Mais en même temps, s’il tourne tout en ridicule, on sent un vrai travail derrière les chansons, qui sont toujours crédibles. Si le groupe pousse les codes des genres utilisés à l’extrême, on sent une affection sincère pour les genres en question, ce qui donne une vraie solidité aux morceaux, qui sont largement aussi appréciables que les compositions des groupes premier degré dans les mêmes catégories. Il faut dire que Nanowar Of Steel donne beaucoup dans le power metal, un genre qui supporte très bien l’emphase et un côté vaguement ridicule.

Italian Folk Metal, le nouveau méfait du quintette, est le premier album sorti chez Napalm Records, et pour bien montrer qu’il se fout de tout, le groupe a décidé de l’enregistrer presque exclusivement en italien. Là où on aurait pu s’attendre à ce qu’il cherche à toucher un plus large public, avec un disque entièrement en anglais (la majeure partie de ses compositions précédentes était de toute façon déjà dans la langue de Shakespeare), il fait donc le choix inverse. A l’exception des deux bonus de fin, des versions en allemand (hommage au nouveau label ?) et en espagnol de titres de l’album. Et une chanson en napolitain au milieu de l’album, histoire qu’encore moins de gens ne comprennent.

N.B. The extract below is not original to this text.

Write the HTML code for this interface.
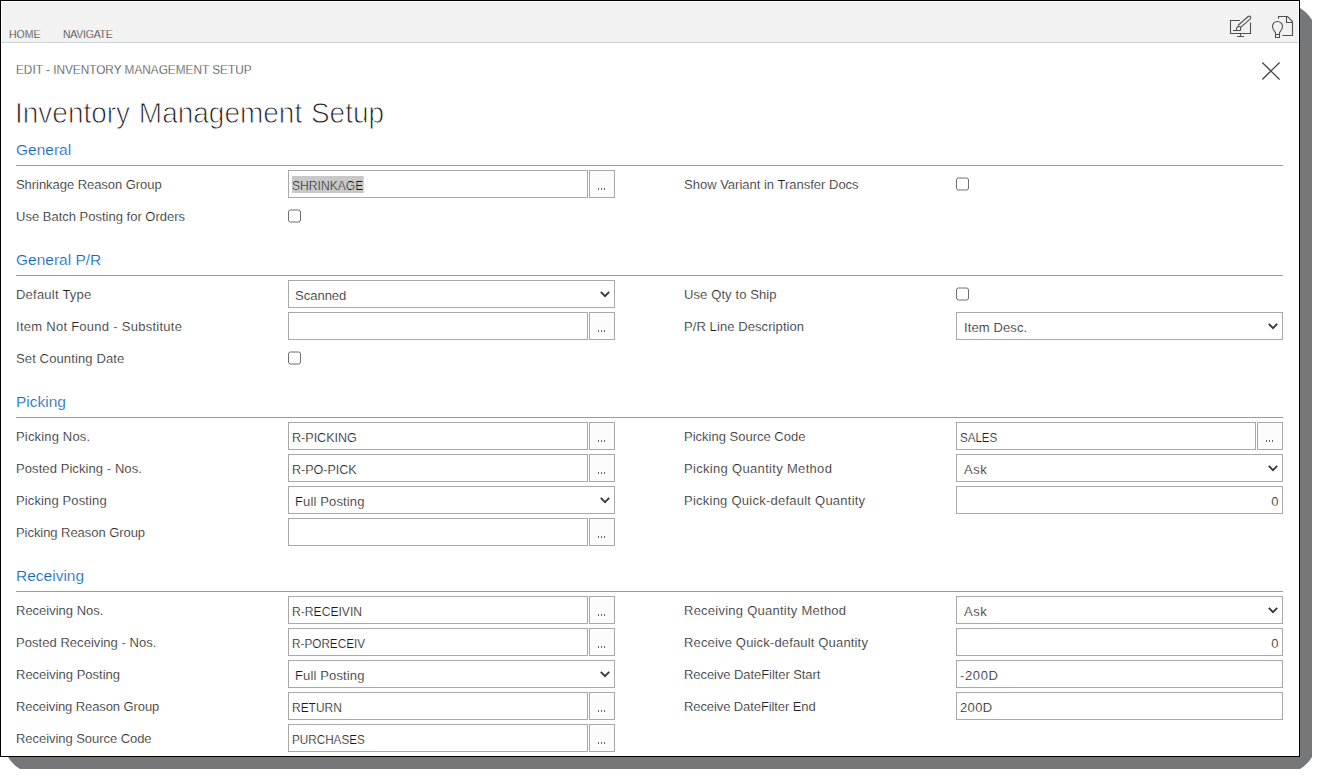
<!DOCTYPE html>
<html><head><meta charset="utf-8"><style>
html,body{margin:0;padding:0;background:#fff;width:1320px;height:777px;overflow:hidden;font-family:"Liberation Sans",sans-serif;}
.shadow{position:absolute;left:0;top:0;}
.win{position:absolute;left:0;top:0;width:1300px;height:757px;background:#fff;overflow:hidden;}
.frame{position:absolute;left:0;top:0;width:1298px;height:755px;border:1px solid #000;}
.tabbar{position:absolute;left:2px;top:2px;width:1296px;height:40px;background:#f2f2f2;}
.tabsep{position:absolute;left:1px;top:42px;width:1298px;height:1px;background:#cdd5dd;}
.tab{position:absolute;top:28px;font-size:10.5px;color:#222;line-height:13px;-webkit-text-stroke:0.25px #f2f2f2;}
.crumb{position:absolute;left:16px;top:63px;font-size:12.4px;color:#2a2a2a;-webkit-text-stroke:0.3px #fff;line-height:15px;transform:scaleX(0.952);transform-origin:0 0;}
.title{position:absolute;left:15px;top:95px;font-size:29px;color:#1a1a1a;-webkit-text-stroke:0.9px #fff;transform:scaleX(0.965);transform-origin:0 0;line-height:36px;word-spacing:1px;}
.sec{position:absolute;left:16px;font-size:15.5px;color:#0f67c2;line-height:20px;-webkit-text-stroke:0.2px #fff;}
.sep{position:absolute;left:16px;width:1267px;height:1px;background:#9b9b9b;}
.lbl{position:absolute;font-size:13px;color:#222;line-height:28px;white-space:nowrap;margin-top:1px;-webkit-text-stroke:0.2px #fff;}
.inp{position:absolute;width:298px;height:26px;border:1px solid #a9a9a9;background:#fff;font-size:13px;color:#1a1a1a;line-height:28px;box-sizing:content-box;}
.inp span{position:absolute;left:3px;top:1px;right:3.5px;-webkit-text-stroke:0.2px #fff;}
.inp.sel span{left:7px;}
.inp.wide{width:325px;}
.inp .hl{background:#c8c8c8;top:5px;right:auto;padding-top:2px;height:15px;line-height:15px;padding-right:0;}
.btn{position:absolute;width:24px;height:26px;border:1px solid #a9a9a9;background:#fcfcfc;}
.btn i{position:absolute;top:17px;width:1.3px;height:2px;background:#666;}
.btn i:nth-child(1){left:8px} .btn i:nth-child(2){left:11px} .btn i:nth-child(3){left:14px}
.chev{position:absolute;right:4px;top:10px;}
.cb{position:absolute;}
.ico{position:absolute;}
</style></head><body>
<svg class="shadow" width="1320" height="777" viewBox="0 0 1320 777"><path d="M8 8 H1300 Q1307.5 12.5 1312 20 V757 Q1307.5 764.5 1300 769 H20 Q12.5 764.5 8 757 Z" fill="#767779"/></svg>
<div class="win">
<div class="tabbar"></div>
<div class="tabsep"></div>
<div class="frame"></div>
<div class="tab" style="left:9px">HOME</div>
<div class="tab" style="left:63px;letter-spacing:-0.25px">NAVIGATE</div>

<svg class="ico" style="left:1226px;top:12px" width="30" height="28" viewBox="0 0 30 28">
 <g fill="none" stroke="#505050" stroke-width="1.1">
  <path d="M13.9 8.5 H4.5 V21.5 H24.5 V10.4"/>
  <path d="M14.5 21.5 V24.5 M11 24.5 H18"/>
  <path d="M11.9 13.5 L22.2 4.5 A1.6 1.6 0 0 1 24.3 6.9 L14.4 15.6"/>
  <path d="M10.5 18.5 V16.4 A2.5 2.5 0 0 1 14.6 15.2 L14.5 18.5"/>
  <path d="M7 18.5 H14.7"/>
 </g>
</svg>
<svg class="ico" style="left:1266px;top:12px" width="32" height="28" viewBox="0 0 32 28">
 <g fill="none" stroke="#505050" stroke-width="1.1">
  <path d="M12.5 6.7 V4.5 H21.5 L26.5 9.5 V23.5 H16.2"/>
  <path d="M20.5 4.5 V10.5 H26.5"/>
  <path d="M9.5 22.5 V21 C9.5 19.5 6.5 18 6.5 14.5 A5 5 0 0 1 16.5 14.5 C16.5 18 13.5 19.5 13.5 21 V22.5 Z"/>
  <path d="M9.5 22.5 V25.5 H13.5 V22.5"/>
 </g>
</svg>
<svg class="ico" style="left:1258px;top:58px" width="26" height="26" viewBox="0 0 26 26">
 <path d="M4.3 4.5 L21.6 21.5 M21.6 4.5 L4.3 21.5" fill="none" stroke="#484848" stroke-width="1.3"/>
</svg>

<div class="crumb">EDIT - INVENTORY MANAGEMENT SETUP</div>
<div class="title">Inventory Management Setup</div>
<div class="sec" style="top:140px">General</div><div class="sep" style="top:165px"></div>
<div class="lbl" style="left:16px;top:170px;letter-spacing:-0.048px">Shrinkage Reason Group</div><div class="inp" style="left:288px;top:170px"><span class="hl" style="transform:scaleX(0.932);transform-origin:0 0">SHRINKAGE</span></div><div class="btn" style="left:589px;top:170px"><i></i><i></i><i></i></div>
<div class="lbl" style="left:684px;top:170px">Show Variant in Transfer Docs</div><svg class="cb" style="left:956px;top:177px" width="14" height="15" viewBox="0 0 14 15"><rect x="0.5" y="1" width="12" height="12" rx="2" fill="#fff" stroke="#6e6e6e" stroke-width="1"/></svg>
<div class="lbl" style="left:16px;top:202px">Use Batch Posting for Orders</div><svg class="cb" style="left:288px;top:209px" width="14" height="15" viewBox="0 0 14 15"><rect x="0.5" y="1" width="12" height="12" rx="2" fill="#fff" stroke="#6e6e6e" stroke-width="1"/></svg>
<div class="sec" style="top:250px">General P/R</div><div class="sep" style="top:275px"></div>
<div class="lbl" style="left:16px;top:280px;letter-spacing:0.227px">Default Type</div><div class="inp wide sel" style="left:288px;top:280px"><span style="left:6px;">Scanned</span><svg class="chev" width="12" height="8" viewBox="0 0 12 8"><path d="M2.8 0.8 L7 5.1 L11.2 0.8" fill="none" stroke="#3a3a3a" stroke-width="1.9"/></svg></div>
<div class="lbl" style="left:684px;top:280px;letter-spacing:0.107px">Use Qty to Ship</div><svg class="cb" style="left:956px;top:287px" width="14" height="15" viewBox="0 0 14 15"><rect x="0.5" y="1" width="12" height="12" rx="2" fill="#fff" stroke="#6e6e6e" stroke-width="1"/></svg>
<div class="lbl" style="left:16px;top:312px;letter-spacing:0.269px">Item Not Found - Substitute</div><div class="inp" style="left:288px;top:312px"><span></span></div><div class="btn" style="left:589px;top:312px"><i></i><i></i><i></i></div>
<div class="lbl" style="left:684px;top:312px;letter-spacing:0.084px">P/R Line Description</div><div class="inp wide sel" style="left:956px;top:312px"><span style="letter-spacing:0.11px;">Item Desc.</span><svg class="chev" width="12" height="8" viewBox="0 0 12 8"><path d="M2.8 0.8 L7 5.1 L11.2 0.8" fill="none" stroke="#3a3a3a" stroke-width="1.9"/></svg></div>
<div class="lbl" style="left:16px;top:344px;letter-spacing:0.125px">Set Counting Date</div><svg class="cb" style="left:288px;top:351px" width="14" height="15" viewBox="0 0 14 15"><rect x="0.5" y="1" width="12" height="12" rx="2" fill="#fff" stroke="#6e6e6e" stroke-width="1"/></svg>
<div class="sec" style="top:392px">Picking</div><div class="sep" style="top:417px"></div>
<div class="lbl" style="left:16px;top:422px;letter-spacing:0.164px">Picking Nos.</div><div class="inp" style="left:288px;top:422px"><span style="transform:scaleX(0.966);transform-origin:0 0">R-PICKING</span></div><div class="btn" style="left:589px;top:422px"><i></i><i></i><i></i></div>
<div class="lbl" style="left:684px;top:422px">Picking Source Code</div><div class="inp" style="left:956px;top:422px"><span style="transform:scaleX(0.89);transform-origin:0 0">SALES</span></div><div class="btn" style="left:1257px;top:422px"><i></i><i></i><i></i></div>
<div class="lbl" style="left:16px;top:454px;letter-spacing:0.080px">Posted Picking - Nos.</div><div class="inp" style="left:288px;top:454px"><span style="transform:scaleX(0.963);transform-origin:0 0">R-PO-PICK</span></div><div class="btn" style="left:589px;top:454px"><i></i><i></i><i></i></div>
<div class="lbl" style="left:684px;top:454px;letter-spacing:0.318px">Picking Quantity Method</div><div class="inp wide sel" style="left:956px;top:454px"><span style="letter-spacing:0.5px;">Ask</span><svg class="chev" width="12" height="8" viewBox="0 0 12 8"><path d="M2.8 0.8 L7 5.1 L11.2 0.8" fill="none" stroke="#3a3a3a" stroke-width="1.9"/></svg></div>
<div class="lbl" style="left:16px;top:486px;letter-spacing:0.129px">Picking Posting</div><div class="inp wide sel" style="left:288px;top:486px"><span style="letter-spacing:0.14px;left:6px;">Full Posting</span><svg class="chev" width="12" height="8" viewBox="0 0 12 8"><path d="M2.8 0.8 L7 5.1 L11.2 0.8" fill="none" stroke="#3a3a3a" stroke-width="1.9"/></svg></div>
<div class="lbl" style="left:684px;top:486px;letter-spacing:0.241px">Picking Quick-default Quantity</div><div class="inp wide" style="left:956px;top:486px;text-align:right"><span>0</span></div>
<div class="lbl" style="left:16px;top:518px;letter-spacing:-0.053px">Picking Reason Group</div><div class="inp" style="left:288px;top:518px"><span></span></div><div class="btn" style="left:589px;top:518px"><i></i><i></i><i></i></div>
<div class="sec" style="top:566px">Receiving</div><div class="sep" style="top:591px"></div>
<div class="lbl" style="left:16px;top:596px">Receiving Nos.</div><div class="inp" style="left:288px;top:596px"><span style="transform:scaleX(0.933);transform-origin:0 0">R-RECEIVIN</span></div><div class="btn" style="left:589px;top:596px"><i></i><i></i><i></i></div>
<div class="lbl" style="left:684px;top:596px;letter-spacing:0.250px">Receiving Quantity Method</div><div class="inp wide sel" style="left:956px;top:596px"><span style="letter-spacing:0.5px;">Ask</span><svg class="chev" width="12" height="8" viewBox="0 0 12 8"><path d="M2.8 0.8 L7 5.1 L11.2 0.8" fill="none" stroke="#3a3a3a" stroke-width="1.9"/></svg></div>
<div class="lbl" style="left:16px;top:628px;letter-spacing:0.045px">Posted Receiving - Nos.</div><div class="inp" style="left:288px;top:628px"><span style="transform:scaleX(0.904);transform-origin:0 0">R-PORECEIV</span></div><div class="btn" style="left:589px;top:628px"><i></i><i></i><i></i></div>
<div class="lbl" style="left:684px;top:628px;letter-spacing:0.162px">Receive Quick-default Quantity</div><div class="inp wide" style="left:956px;top:628px;text-align:right"><span>0</span></div>
<div class="lbl" style="left:16px;top:660px">Receiving Posting</div><div class="inp wide sel" style="left:288px;top:660px"><span style="letter-spacing:0.14px;left:6px;">Full Posting</span><svg class="chev" width="12" height="8" viewBox="0 0 12 8"><path d="M2.8 0.8 L7 5.1 L11.2 0.8" fill="none" stroke="#3a3a3a" stroke-width="1.9"/></svg></div>
<div class="lbl" style="left:684px;top:660px;letter-spacing:-0.070px">Receive DateFilter Start</div><div class="inp wide" style="left:956px;top:660px;text-align:left"><span style="letter-spacing:0.62px">-200D</span></div>
<div class="lbl" style="left:16px;top:692px;letter-spacing:-0.095px">Receiving Reason Group</div><div class="inp" style="left:288px;top:692px"><span style="transform:scaleX(0.92);transform-origin:0 0">RETURN</span></div><div class="btn" style="left:589px;top:692px"><i></i><i></i><i></i></div>
<div class="lbl" style="left:684px;top:692px;letter-spacing:-0.095px">Receive DateFilter End</div><div class="inp wide" style="left:956px;top:692px;text-align:left"><span style="letter-spacing:0.37px">200D</span></div>
<div class="lbl" style="left:16px;top:724px;letter-spacing:-0.050px">Receiving Source Code</div><div class="inp" style="left:288px;top:724px"><span style="transform:scaleX(0.9);transform-origin:0 0">PURCHASES</span></div><div class="btn" style="left:589px;top:724px"><i></i><i></i><i></i></div>
</div>
</body></html>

Tout le monde ne pourra donc pas profiter de la délicatesse et de la profondeur des paroles des Romains. Et quel dommage. En effet, avec Italian Folk Metal, le groupe veut rendre hommage à la culture de son pays natal, et cela commence par les paroles qui empilent les références plus ou moins compréhensibles pour les étrangers. Les présentateurs télé et autres people, les joueurs de foot, les personnalités politiques, la géographie de certains coins très précis du pays, les spécialités gastronomiques, il ne manque pas grand-chose au tableau.

C’est toujours très moqueur, mais sur cet album, Nanowar est partagé entre ses racines et des thématiques plus traditionnelles du metal. C’est ainsi que des présentateurs télé partent pour une guerre épique (« L’Asseddio di Porto Cervo », ou « L’assaut de Porto Cervo », localité de villégiature très prisée des célébrités ; mais aussi « La Marcia su Piazza Grande », faux hommage qui tourne en ridicule un autre présentateur, avec un champ lexical qui évoque étrangement les chants fascistes). On a aussi droit à des considérations très techniques sur l’évasion fiscale et les règlements de compte sanglants (« Sulle Alliquote della Libertà »), à une chanson de sexe à grands renforts de métaphores agricoles (« Rosario » - pour le coup, le côté traditionnel est moins évident) et à un chef d’œuvre de fusion (« Polenta Taragnarok ») qui chante les louanges de la polenta (plat traditionnel italien très bon mais assez bourratif) en convoquant des références nordiques que les Romains affectionnent tant. C’est ainsi que la polenta serait « forgée par la louche de Thor » (qui a donc quitté la construction de meubles après «  Valhallellujah » – et « protège du sida et des grossesses » non désirées, mais la rédaction décline toute responsabilité s’il vous prend l’envie de vérifier par vous-même.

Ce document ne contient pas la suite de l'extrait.